What closes this gap: ARDP budget period extended beyond August 2026 (likely). Bipartisan nuclear support continues through future Congressional cycles. NRC CPA decision arrives on schedule. All of these are currently probable but not guaranteed.
Gap Summary
| Rank | Gap | Magnitude | Direction | Source Quality (q) |
|---|---|---|---|---|
| 1 | Unit economics (Delta-3) | Unknowable | Cannot assess | 0.95 (S-1 explicitly opaque) |
| 2 | Cash burn / dilution (Delta-5) | Large | Negative | 0.93 |
| 3 | HALEU supply (Delta-4) | Large | Negative | 0.85 |
| 4 | Pipeline conversion (Delta-1) | Large | Negative | 0.80 |
| 5 | Competitive moat (Delta-6) | Moderate | Negative | 0.85 |
| 6 | Timeline (Delta-2) | Moderate | Negative | 0.78 |
| 7 | Political/regulatory (Delta-7) | Small | Negative | 0.73 |
Every measurable gap is negative. No dimension was identified where primary sources suggest the market is too pessimistic. The market is pricing XE as a high-probability commercializer of SMR technology at scale, and on every measurable dimension, the S-1 primary source data suggests reality is less favorable than what the price implies.
Key Risks
Existential:
- No commercial reactor has been delivered. Zero revenue from the core business model. Zero Xe-100 reactors built, ever, anywhere. The technology class works (China HTR-PM), but the specific design does not have a physical reference plant.
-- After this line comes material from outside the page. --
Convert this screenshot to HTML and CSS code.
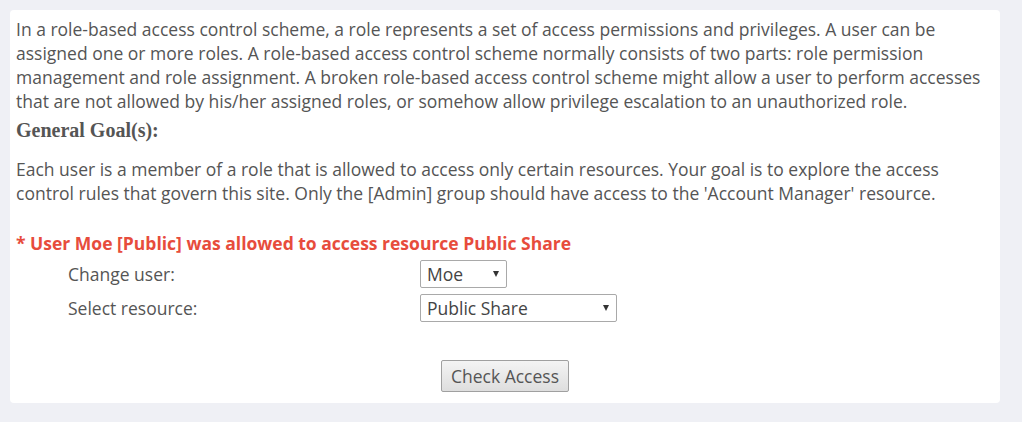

- Continued existence depends on additional capital. Management's words, S-1, p.106. Not a standard risk factor boilerplate -- the company explicitly states it cannot continue without future fundraising. Future dilutive equity raises are near-certain.
- HALEU supply does not exist at required scale. TX-1 needs 5 MTU/yr. US produces ≈1 MTU/yr. Even the most optimistic 2029 supply targets (6 MTU/yr from Centrus) barely cover one facility. The pipeline cannot scale without solving this physics constraint.
- Dow can terminate the anchor project at any time for convenience. The MPDA and CCA are terminable without cause. Dow's decarbonization strategy provides rationale, but Dow's capital allocation priorities can shift. No FID has been made.
Material: 5. Amazon monopsony terms. MFN pricing, efficiency sharing, queue priority, and ROFR constrain XE's margins and capacity allocation for its largest potential customer. These terms ensure that as XE's costs decline, Amazon captures the surplus. 6. ARDP funding cliff. The cost-share period expires before Dow construction completes. Post-ARDP costs (≈2031+) fall entirely on Dow. $662M in remaining ARDP funding may not be sufficient for the full project. 7. 70% dilution waterfall. 131.3M Class B shares + 54.6M equity plan shares = ≈186M additional shares. Fully diluted cap is $14.2B, not $9.5B. Lock-up expiration (~October 2026) adds ≈50% to float. 8. No product performance insurance. XE does not carry insurance covering Xe-100 reactor performance. If the reactor underperforms specifications, XE bears the cost. 9. Revenue recognition creates a mirage. Cost-to-cost method on government contracts means spending = "revenue." As XE ramps spending, revenue appears to grow, but the economic substance is expenditure on a cost-share contract, not commercial traction. 10. FOAK cost unknowable. Vogtle cost $16B per unit, 7 years late. PBMR was cancelled after $1.5B without building anything. NOAK cost reductions are theoretical with zero data points. The S-1 provides no basis for estimating FOAK reactor construction costs.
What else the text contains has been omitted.